As free agency looms and the franchise tag deadline passes, GM John Dorsey will have major decisions to make in two primary areas: the defensive line and the secondary. Most of the moves discussed lately center in the latter, where both Eric Berry and Sean Smith are going to earn major contracts from someone, but the free agency of Jaye Howard is going to have significant implications that haven't been covered in depth.

We're all aware that Howard is going to be another player given serious money in a matter of weeks. The defensive lineman was the highest graded for the Chiefs by Pro Football Focus in 2015, and the stats tell the same story with 57 tackles and 5.5 sacks along the line. Howard has rounded into a dynamic lineman under the coaching staff's tutelage. Given his youth (he won't turn 28 until next December) and on-field impact, Howard is going to get paid.

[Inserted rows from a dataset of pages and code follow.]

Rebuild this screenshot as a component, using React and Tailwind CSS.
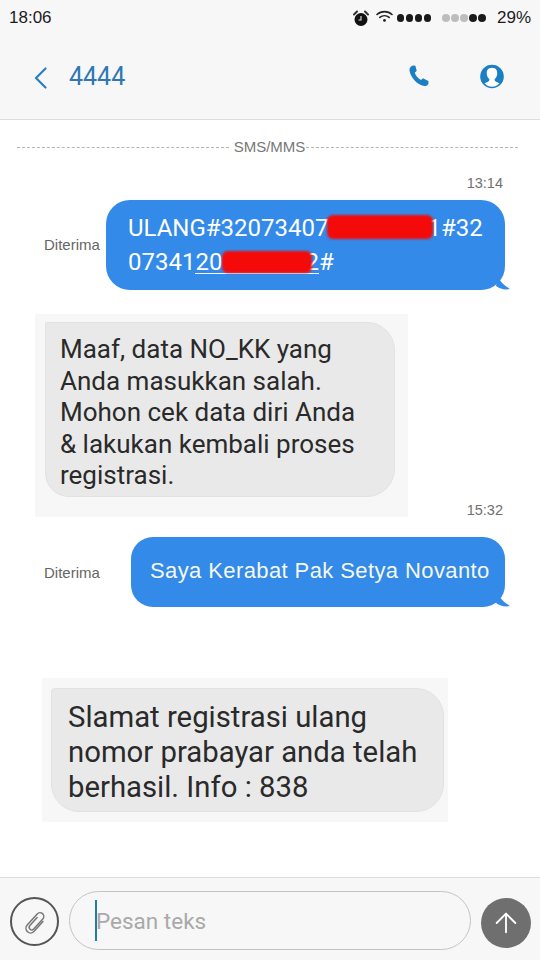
import { ArrowUp } from 'lucide-react';

const ROBOTO = 'font-["Roboto",sans-serif]';

function Alarm() {
  return (
    <svg width="16" height="17" viewBox="0 0 16 17" className="shrink-0">
      <circle cx="8" cy="9.5" r="6.5" fill="#111" />
      <path d="M1 4.5 L4 1.5 M15 4.5 L12 1.5" stroke="#333" strokeWidth="2" strokeLinecap="round" />
      <path d="M8 6 V10 H5.5" stroke="#ddd" strokeWidth="1.2" fill="none" />
    </svg>
  );
}

function Wifi() {
  return (
    <svg width="17" height="13" viewBox="0 0 17 13" className="shrink-0" fill="none" stroke="#222" strokeLinecap="round">
      <path d="M1 4.5 C5 0.6 12 0.6 16 4.5" strokeWidth="1.6" />
      <path d="M3.8 7.4 C6.5 5.2 10.5 5.2 13.2 7.4" strokeWidth="1.6" />
      <circle cx="8.5" cy="10.4" r="1.4" fill="#222" stroke="none" />
    </svg>
  );
}

function Dots({ colors }) {
  return (
    <div className="flex gap-[1.5px]">
      {colors.map((c, i) => (
        <span key={i} className={`w-[7.5px] h-[7.5px] rounded-full ${c === 1 ? 'bg-[#1a1a1a]' : 'bg-[#bdbdbd]'}`} />
      ))}
    </div>
  );
}

function PhoneIcon() {
  return (
    <svg width="22" height="22" viewBox="0 0 22 23">
      <path
        d="M4.6 0.6 L7.2 0.9 L8.6 6 L6.6 8 C7.6 11 10.2 14.2 13.2 15.6 L15.2 13.8 L20.8 16.6 L21 19.2 C20.4 21.4 18.4 22.4 16.4 22 C8.8 20.2 2.6 13.4 1.1 6.2 C0.7 3.6 2.2 1.3 4.6 0.6 Z"
        fill="#1b7fc4"
      />
    </svg>
  );
}

function PersonIcon() {
  return (
    <svg width="24" height="25" viewBox="0 0 24 25">
      <circle cx="12" cy="12.5" r="11.8" fill="#1b7fc4" />
      <path
        d="M12 3.8 C16 3.8 17.6 6.6 17.2 10 C16.9 12.6 15.8 14.2 14.6 15.2 C14.5 16.6 15.2 17.4 16.6 18 L19.4 19.2 C17.4 21.6 14.8 22.8 12 22.8 C9.2 22.8 6.6 21.6 4.6 19.2 L7.4 18 C8.8 17.4 9.5 16.6 9.4 15.2 C8.2 14.2 7.1 12.6 6.8 10 C6.4 6.6 8 3.8 12 3.8 Z"
        fill="#ffffff"
      />
    </svg>
  );
}

function ClipIcon() {
  return (
    <svg width="30" height="30" viewBox="0 0 32 32" fill="none" stroke="#777" strokeWidth="1.6" strokeLinecap="round">
      <g transform="rotate(42 16 16)">
        <path d="M14.5 11 V22.5 a2.75 2.75 0 0 0 5.5 0 V8 a4 4 0 0 0 -8 0 V24 a5 5 0 0 0 10 0 V10" />
      </g>
    </svg>
  );
}

function Tail() {
  return (
    <svg width="14" height="14" viewBox="0 0 14 14" className="absolute right-[-5px] bottom-0">
      <path d="M2 0 C4 6 8 9 14 13 C9 14 4 13 0 10 Z" fill="#338ae8" />
    </svg>
  );
}

function TimeStamp({ children, className }) {
  return (
    <div className={`flex justify-end pr-[37px] text-[14.5px] leading-[18px] text-[#6f6f6f] font-["Liberation_Sans",sans-serif] ${className}`}>
      {children}
    </div>
  );
}

function Status({ className = '' }) {
  return <span className={`w-[55px] shrink-0 text-[15px] text-[#666] font-["Liberation_Sans",sans-serif] ${className}`}>Diterima</span>;
}

export default function App() {
  return (
    <div className="w-[540px] h-[960px] bg-white flex flex-col overflow-hidden">
      {/* status + nav */}
      <header className="h-[120px] shrink-0 bg-[#f7f7f7] border-b border-[#dcdcdc] flex flex-col">
        <div className='h-[36px] flex items-center pl-[9px] pr-[9px] text-[#1c1c1c] text-[17px] font-["Liberation_Sans",sans-serif]'>
          <span>18:06</span>
          <div className="ml-auto flex items-center">
            <Alarm />
            <span className="ml-[7px] -mt-[3px]"><Wifi /></span>
            <span className="ml-[4px]"><Dots colors={[1, 1, 1, 1]} /></span>
            <span className="ml-[11px]"><Dots colors={[0, 0, 0, 1, 1]} /></span>
            <span className="ml-[11px]">29%</span>
          </div>
        </div>
        <div className="h-[46px] mt-[18px] flex items-center pl-[34px] pr-[36px]">
          <svg width="13" height="22" viewBox="0 0 13 22" fill="none" stroke="#2b7fbd" strokeWidth="2.2" strokeLinecap="round" strokeLinejoin="round" className="mt-[2px]">
            <path d="M11.5 1.5 L2 11 L11.5 20.5" />
          </svg>
          <span className={`ml-[22px] text-[25px] text-[#2f78b4] ${ROBOTO}`}>4444</span>
          <div className="ml-auto flex items-center gap-[50px] -mt-[2px]">
            <PhoneIcon />
            <PersonIcon />
          </div>
        </div>
      </header>

      {/* messages */}
      <div className="flex-1 flex flex-col">
        <div className="mt-[18px] ml-[17px] mr-[22px] h-[18px] flex items-center gap-[1px]">
          <span className="flex-1 border-t border-dashed border-[#b5b5b5]" />
          <span className='ml-[4px] text-[15px] text-[#777] font-["Liberation_Sans",sans-serif]'>SMS/MMS</span>
          <span className="flex-1 border-t border-dashed border-[#b5b5b5]" />
        </div>

        <TimeStamp className="mt-[18px]">13:14</TimeStamp>

        <div className="mt-[8px] flex items-center pl-[44px]">
          <Status />
          <div className={`relative ml-[7px] w-[399px] h-[90px] rounded-[24px] bg-[#338ae8] pl-[22px] pt-[11px] text-white text-[24px] leading-[34px] ${ROBOTO}`}>
            <div>
              ULANG#32073407
              <span className="inline-block w-[106px] h-[24px] -ml-[2px] -mr-[5px] bg-[#f50a0a] rounded-[6px] blur-[1px] align-[-3px]" />
              1#32
            </div>
            <div>
              07341
              <span className="inline-block leading-[22px] border-b border-white">
                20
                <span className="inline-block w-[90px] h-[22px] -mr-[7px] bg-[#f50a0a] rounded-[6px] blur-[1px] align-[-3px]" />
                2
              </span>
              #
            </div>
            <Tail />
          </div>
        </div>

        <div className="mt-[24px] ml-[35px] w-[373px] h-[203px] bg-[#f7f7f7] pl-[10px] pt-[8px]">
          <div className={`w-[350px] h-[175px] bg-[#e9e9e9] border border-[#e2e2e2] rounded-tr-[28px] rounded-br-[28px] rounded-bl-[24px] rounded-tl-[2px] pl-[14px] pt-[11px] text-[#2a2a2a] text-[26px] leading-[31.5px] ${ROBOTO}`}>
            Maaf, data NO_KK yang<br />
            Anda masukkan salah.<br />
            Mohon cek data diri Anda<br />
            &amp; lakukan kembali proses<br />
            registrasi.
          </div>
        </div>

        <TimeStamp className="-mt-[16px]">15:32</TimeStamp>

        <div className="mt-[18px] flex items-center pl-[44px]">
          <Status className="mt-[2px]" />
          <div className='relative ml-[32px] w-[374px] h-[70px] rounded-[22px] bg-[#338ae8] flex items-center pl-[19px] pb-[3px] text-[#f5f8ee] text-[22px] tracking-[0.4px] font-["Liberation_Sans",sans-serif]'>
            Saya Kerabat Pak Setya Novanto
            <Tail />
          </div>
        </div>

        <div className="mt-[71px] ml-[42px] w-[406px] h-[144px] bg-[#f7f7f7] pl-[9px] pt-[10px]">
          <div className={`w-[393px] h-[124px] bg-[#e9e9e9] border border-[#e2e2e2] rounded-[28px] rounded-tl-[4px] pl-[16px] pt-[11px] text-[#2a2a2a] text-[29.3px] leading-[35px] ${ROBOTO}`}>
            Slamat registrasi ulang<br />
            nomor prabayar anda telah<br />
            berhasil. Info : 838
          </div>
        </div>
      </div>

      {/* composer */}
      <footer className="h-[83px] shrink-0 bg-[#f7f7f7] border-t border-[#dcdcdc] flex items-start pt-[13px] pl-[10px]">
        <div className="mt-[6px] w-[49px] h-[49px] rounded-full border-2 border-[#555] flex items-center justify-center">
          <ClipIcon />
        </div>
        <div className={`ml-[10px] w-[402px] h-[59px] rounded-[30px] border border-[#c4c4c4] flex items-center pl-[25px] text-[22.5px] text-[#a9a9a9] ${ROBOTO}`}>
          <span className="w-[2px] h-[41px] bg-[#1f7fa5]" />
          <span className="-ml-[1px] mt-[2px]">Pesan teks</span>
        </div>
        <div className="ml-[10px] mt-[7px] w-[50px] h-[50px] rounded-full bg-[#6f6f6f] flex items-center justify-center">
          <ArrowUp size={32} strokeWidth={1.4} color="#fff" />
        </div>
      </footer>
    </div>
  );
}
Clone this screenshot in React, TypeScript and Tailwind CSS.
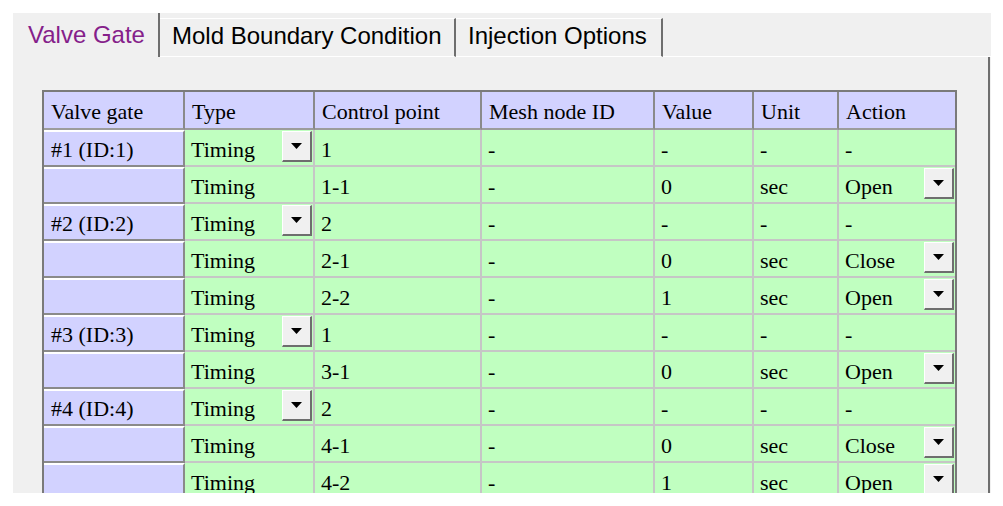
import React from 'react';

type Row = {
  gate: string;
  typeDrop: boolean;
  point: string;
  value: string;
  unit: string;
  action: string;
};

const rows: Row[] = [
  { gate: '#1 (ID:1)', typeDrop: true, point: '1', value: '-', unit: '-', action: '-' },
  { gate: '', typeDrop: false, point: '1-1', value: '0', unit: 'sec', action: 'Open' },
  { gate: '#2 (ID:2)', typeDrop: true, point: '2', value: '-', unit: '-', action: '-' },
  { gate: '', typeDrop: false, point: '2-1', value: '0', unit: 'sec', action: 'Close' },
  { gate: '', typeDrop: false, point: '2-2', value: '1', unit: 'sec', action: 'Open' },
  { gate: '#3 (ID:3)', typeDrop: true, point: '1', value: '-', unit: '-', action: '-' },
  { gate: '', typeDrop: false, point: '3-1', value: '0', unit: 'sec', action: 'Open' },
  { gate: '#4 (ID:4)', typeDrop: true, point: '2', value: '-', unit: '-', action: '-' },
  { gate: '', typeDrop: false, point: '4-1', value: '0', unit: 'sec', action: 'Close' },
  { gate: '', typeDrop: false, point: '4-2', value: '1', unit: 'sec', action: 'Open' },
];

const headers = ['Valve gate', 'Type', 'Control point', 'Mesh node ID', 'Value', 'Unit', 'Action'];

const DropButton = () => (
  <div className="absolute right-[1px] top-[1px] flex h-[31px] w-[30px] items-center justify-center border-t border-l border-t-white border-l-white border-r-2 border-b-2 border-r-[#6e6e6e] border-b-[#6e6e6e] bg-[#f0f0f0]">
    <svg width="11" height="6" viewBox="0 0 11 6">
      <polygon points="0,0 11,0 5.5,6" fill="#000" />
    </svg>
  </div>
);

const GreenCell = ({ children, last, drop }: { children: React.ReactNode; last?: boolean; drop?: boolean }) => (
  <div
    className={
      'relative flex h-[37px] items-center border-b-2 border-b-[#c6c6c6] bg-[#c0ffc0] pl-[6px] ' +
      (last ? '' : 'border-r-2 border-r-[#c6c6c6]')
    }
  >
    <span className="pt-[5px]">{children}</span>
    {drop && <DropButton />}
  </div>
);

export default function App() {
  return (
    <div className="min-h-screen bg-white pl-[13px] pt-[13px]">
      <div className="h-[480px] w-[978px] overflow-hidden bg-[#f0f0f0] font-['Liberation_Sans',Arial,sans-serif]">
        {/* tab strip */}
        <div className="flex h-[44px] text-[24px] leading-none">
          <div className="flex h-[44px] w-[147px] items-start border-r-2 border-r-[#6e6e6e] pl-[15px] pt-[10px] text-[#85208a]">
            Valve Gate
          </div>
          <div className="mt-[5px] flex h-[39px] w-[296px] items-start border-t border-t-white border-b border-b-white border-r-2 border-r-[#6e6e6e] pl-[12px] pt-[5px] text-black">
            Mold Boundary Condition
          </div>
          <div className="mt-[5px] flex h-[39px] w-[207px] items-start border-t border-t-white border-b border-b-white border-r-2 border-r-[#6e6e6e] pl-[12px] pt-[5px] text-black">
            Injection Options
          </div>
          <div className="h-[44px] flex-1 border-b border-b-white" />
        </div>

        {/* panel body */}
        <div className="h-[436px] w-[977px] border-r-2 border-r-[#6e6e6e] pl-[29px] pt-[33px]">
          <div className="w-[915px] border-2 border-b-0 border-[#7a7a7a] font-['Liberation_Serif','Times_New_Roman',serif] text-[22px] leading-none text-black">
            <div className="grid grid-cols-[141px_130px_167px_173px_99px_85px_116px]">
              {headers.map((h, i) => (
                <div
                  key={h}
                  className={
                    'flex h-[38px] items-center border-b-2 border-b-[#9c9c9c] bg-[#d2d2ff] pl-[7px] ' +
                    (i < headers.length - 1 ? 'border-r-2 border-r-[#8a8a8a]' : '')
                  }
                >
                  <span className="pt-[4px]">{h}</span>
                </div>
              ))}

              {rows.map((r, idx) => (
                <React.Fragment key={idx}>
                  <div className="flex h-[37px] items-center border-t-2 border-t-white border-b-2 border-b-[#8a8a8a] border-r-2 border-r-[#8a8a8a] bg-[#d2d2ff] pl-[7px]">
                    <span className="pt-[3px]">{r.gate}</span>
                  </div>
                  <GreenCell drop={r.typeDrop}>Timing</GreenCell>
                  <GreenCell>{r.point}</GreenCell>
                  <GreenCell>-</GreenCell>
                  <GreenCell>{r.value}</GreenCell>
                  <GreenCell>{r.unit}</GreenCell>
                  <GreenCell last drop={r.action !== '-'}>
                    {r.action}
                  </GreenCell>
                </React.Fragment>
              ))}
            </div>
          </div>
        </div>
      </div>
    </div>
  );
}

Reports say the Chiefs have a "solid dialogue" with Howard's camp earlier this offseason, and it will be interesting to see how these dominoes fall. Last year, the Chiefs enjoyed Howard, Dontari Poe and Allen Bailey as primary playmakers of the defensive line, but they likely can't afford all three.

If the Chiefs meet Howard's demands and keep him off the open market (or beat the market entirely), it's another serious investment along with Allen Bailey not named Dontari Poe. This is complete conjecture on my part, but it makes sense, then, that the Chiefs do not believe Dontari Poe will remain healthy and / or a high-impact player over the course of the next several years by signing Howard. Or they believe Poe will be too expensive when his contract runs out after 2016.

Let's not be dismissive here: Dontari Poe is a beast in the middle of the defense. He's proven his worth to be paid serious dollars after coming through for the Chiefs from day one. Poe causes all sorts of mismatches for offensive coordinators, must be accounted for on every play and, speaking of every play, Poe is in every one of them. His snap count over his first four seasons has been ridiculous, and his athleticism is outrageous. Poe is, without a doubt, perhaps my single favorite player on the Chiefs.

But these things are personal and John Dorsey, if anything, cannot get personal. Poe's next contract will be as mammoth as his 350 pound frame, and an extension is not about rewarding a player for what he has done but paying him what he will do in the future. And it's here that things could be problematic.

It's possible that the Chiefs look at the tread on the tires, as teams do for every running back these days, and decide there's too much of a risk. There are also the back problems that flared up in camp last year, and the fact that Poe's impact was felt less this year than ever before.

That said, Poe looked very, very good down the stretch with dominant showings down the final stretch of the regular season and also against the Houston Texans in the playoffs. And if Poe can still be Poe in the future, then he is the man worth paying.

Either way, we're likely to see only one of the two players — Howard or Poe — in a Chiefs uniform in 2017 unless Howard's market isn't nearly as high as we believe. If so, that's a serious win, but if Howard is inked in the next few weeks, then we will likely start to hear rumors of Dontari's last days in KC.